"""
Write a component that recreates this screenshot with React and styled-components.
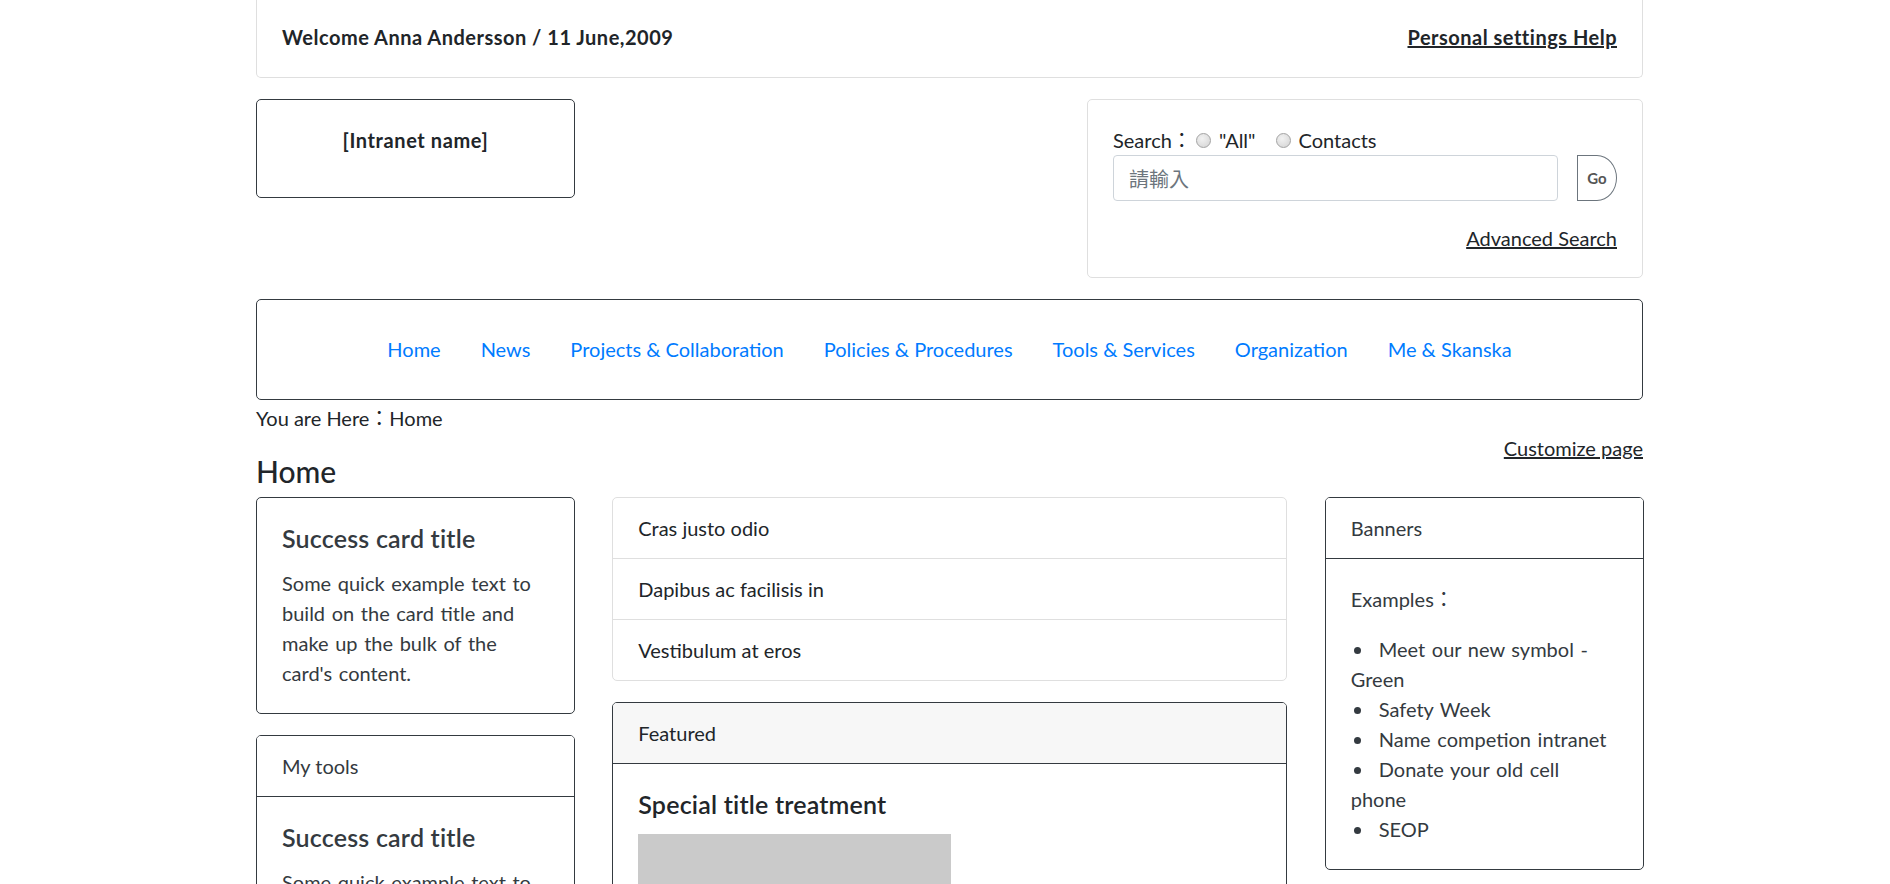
import React from 'react';
import styled, { createGlobalStyle } from 'styled-components';

const GlobalStyle = createGlobalStyle`
  * {
    box-sizing: border-box;
  }

  body {
    margin: 0;
    background: #fff;
    color: #212529;
    font-family: Lato, "Noto Sans CJK TC", sans-serif;
    font-size: 20px;
    line-height: 30px;
  }
`;

const Page = styled.div`
  width: 1387px;
  margin-left: 256px;
`;

const TopBar = styled.header`
  display: flex;
  justify-content: space-between;
  padding: 22px 25px 25px;
  border: 1px solid #dfdfdf;
  border-top: 0;
  border-radius: 0 0 5px 5px;
  font-weight: 700;
  letter-spacing: 0.5px;
`;

const PlainLink = styled.a`
  color: #212529;
  text-decoration: underline;
  cursor: pointer;
`;

const Masthead = styled.div`
  display: flex;
  justify-content: space-between;
  align-items: flex-start;
  margin-top: 21px;
`;

const Card = styled.div`
  width: ${p => p.$width || 'auto'};
  border: 1px solid ${p => (p.$light ? '#dfdfdf' : '#343a40')};
  border-radius: 5px;
  color: ${p => p.$tone || 'inherit'};
  overflow: hidden;
`;

const CardHeader = styled.div`
  padding: 15px 25px;
  border-bottom: 1px solid #343a40;
  background: ${p => (p.$muted ? '#f7f7f7' : '#fff')};
`;

const CardBody = styled.div`
  padding: ${p => p.$padding || '25px'};
  text-align: ${p => p.$align || 'left'};
  font-weight: ${p => (p.$bold ? 700 : 400)};
  letter-spacing: ${p => (p.$bold ? '0.6px' : 'normal')};
  word-spacing: ${p => (p.$wide ? '1.5px' : 'normal')};
`;

const CardTitle = styled.h5`
  margin: 0 0 15px;
  font-size: 25px;
  line-height: 30px;
  font-weight: 600;
  letter-spacing: 0.2px;
  word-spacing: normal;
`;

const CardText = styled.p`
  margin: 0 0 ${p => p.$gap || 0}px;
`;

const SearchLine = styled.div`
  display: flex;
  align-items: center;
`;

const Radio = styled.input.attrs({ type: 'radio' })`
  appearance: none;
  width: 15px;
  height: 15px;
  margin: 0 ${p => p.$after}px 0 ${p => p.$before}px;
  border: 1px solid #a3a3a3;
  border-radius: 50%;
  background: radial-gradient(circle at 40% 35%, #f2f2f2 0%, #dcdcdc 70%, #cfcfcf 100%);
`;

const InputRow = styled.div`
  display: flex;
  align-items: center;
  gap: 19px;
`;

const SearchInput = styled.input`
  width: 445px;
  height: 46px;
  padding: 0 15px;
  border: 1px solid #ced4da;
  border-radius: 4px;
  color: #495057;
  font-family: "Noto Sans CJK TC", Lato, sans-serif;
  font-size: 20px;

  &::placeholder {
    color: #6c757d;
  }
`;

const GoButton = styled.button`
  width: 40px;
  height: 46px;
  padding: 0;
  border: 1px solid #6c757d;
  border-radius: 0 50% 50% 0;
  background: #fff;
  color: #555;
  font-family: Lato, sans-serif;
  font-size: 15px;
  font-weight: 700;
`;

const AdvancedRow = styled.div`
  margin-top: 22px;
  text-align: right;
`;

const Nav = styled.nav`
  display: flex;
  justify-content: center;
  margin-top: 21px;
  padding: 34px 0 35px;
  border: 1px solid #343a40;
  border-radius: 5px;
`;

const NavLink = styled.a`
  padding: 0 20px;
  color: #007bff;
  text-decoration: none;
  cursor: pointer;
`;

const Breadcrumb = styled.div`
  margin-top: 3px;
`;

const TitleRow = styled.div`
  display: flex;
  justify-content: space-between;
  align-items: flex-start;
  margin-bottom: 8px;
`;

const PageTitle = styled.h4`
  margin: 20px 0 0;
  font-size: 30px;
  line-height: 36px;
  font-weight: 500;
`;

const Columns = styled.div`
  display: grid;
  grid-template-columns: 318.75px 675px 318.75px;
  column-gap: 37.5px;
  align-items: start;
`;

const Column = styled.div`
  display: flex;
  flex-direction: column;
  gap: 21px;
`;

const ListGroup = styled.ul`
  margin: 0;
  padding: 0;
  list-style: none;
  border: 1px solid #dfdfdf;
  border-radius: 5px;
`;

const ListItem = styled.li`
  padding: 15px 25px;

  & + & {
    border-top: 1px solid #dfdfdf;
  }
`;

const Placeholder = styled.div`
  width: 313px;
  height: 220px;
  background: #cacaca;
`;

const BulletList = styled.ul`
  margin: 0;
  padding: 0;
  list-style: none;
`;

const Bullet = styled.li`
  &::before {
    content: '';
    display: inline-block;
    width: 7px;
    height: 7px;
    margin: 0 18px 0 3px;
    border-radius: 50%;
    background: #343a40;
    vertical-align: 3px;
  }
`;

const navItems = [
  'Home',
  'News',
  'Projects & Collaboration',
  'Policies & Procedures',
  'Tools & Services',
  'Organization',
  'Me & Skanska',
];

const listItems = ['Cras justo odio', 'Dapibus ac facilisis in', 'Vestibulum at eros'];

const banners = [
  'Meet our new symbol - Green',
  'Safety Week',
  'Name competion intranet',
  'Donate your old cell phone',
  'SEOP',
];

const sampleText =
  "Some quick example text to build on the card title and make up the bulk of the card's content.";

export default function App() {
  return (
    <>
      <GlobalStyle />
      <Page>
        <TopBar>
          <span>Welcome Anna Andersson / 11 June,2009</span>
          <PlainLink>Personal settings Help</PlainLink>
        </TopBar>

        <Masthead>
          <Card $width="319px">
            <CardBody $padding="25px 25px 42px" $align="center" $bold>
              [Intranet name]
            </CardBody>
          </Card>
          <Card $width="556px" $light>
            <CardBody $padding="25px 25px 24px">
              <SearchLine>
                Search：
                <Radio name="scope" $before={4} $after={8} />
                "All"
                <Radio name="scope" $before={20} $after={8} />
                Contacts
              </SearchLine>
              <InputRow>
                <SearchInput placeholder="請輸入" />
                <GoButton>Go</GoButton>
              </InputRow>
              <AdvancedRow>
                <PlainLink>Advanced Search</PlainLink>
              </AdvancedRow>
            </CardBody>
          </Card>
        </Masthead>

        <Nav>
          {navItems.map(item => (
            <NavLink key={item}>{item}</NavLink>
          ))}
        </Nav>

        <Breadcrumb>You are Here：Home</Breadcrumb>

        <TitleRow>
          <PageTitle>Home</PageTitle>
          <PlainLink>Customize page</PlainLink>
        </TitleRow>

        <Columns>
          <Column>
            <Card $tone="#343a40">
              <CardBody $wide>
                <CardTitle>Success card title</CardTitle>
                <CardText>{sampleText}</CardText>
              </CardBody>
            </Card>
            <Card $tone="#343a40">
              <CardHeader>My tools</CardHeader>
              <CardBody $wide>
                <CardTitle>Success card title</CardTitle>
                <CardText>{sampleText}</CardText>
              </CardBody>
            </Card>
          </Column>

          <Column>
            <ListGroup>
              {listItems.map(item => (
                <ListItem key={item}>{item}</ListItem>
              ))}
            </ListGroup>
            <Card>
              <CardHeader $muted>Featured</CardHeader>
              <CardBody>
                <CardTitle>Special title treatment</CardTitle>
                <Placeholder />
              </CardBody>
            </Card>
          </Column>

          <Column>
            <Card $tone="#343a40">
              <CardHeader>Banners</CardHeader>
              <CardBody $wide>
                <CardText $gap={20}>Examples：</CardText>
                <BulletList>
                  {banners.map(item => (
                    <Bullet key={item}>{item}</Bullet>
                  ))}
                </BulletList>
              </CardBody>
            </Card>
          </Column>
        </Columns>
      </Page>
    </>
  );
}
"""
Return every line above that contains the word "React".

Write a component that recreates this screenshot with React and styled-components.
import React from 'react';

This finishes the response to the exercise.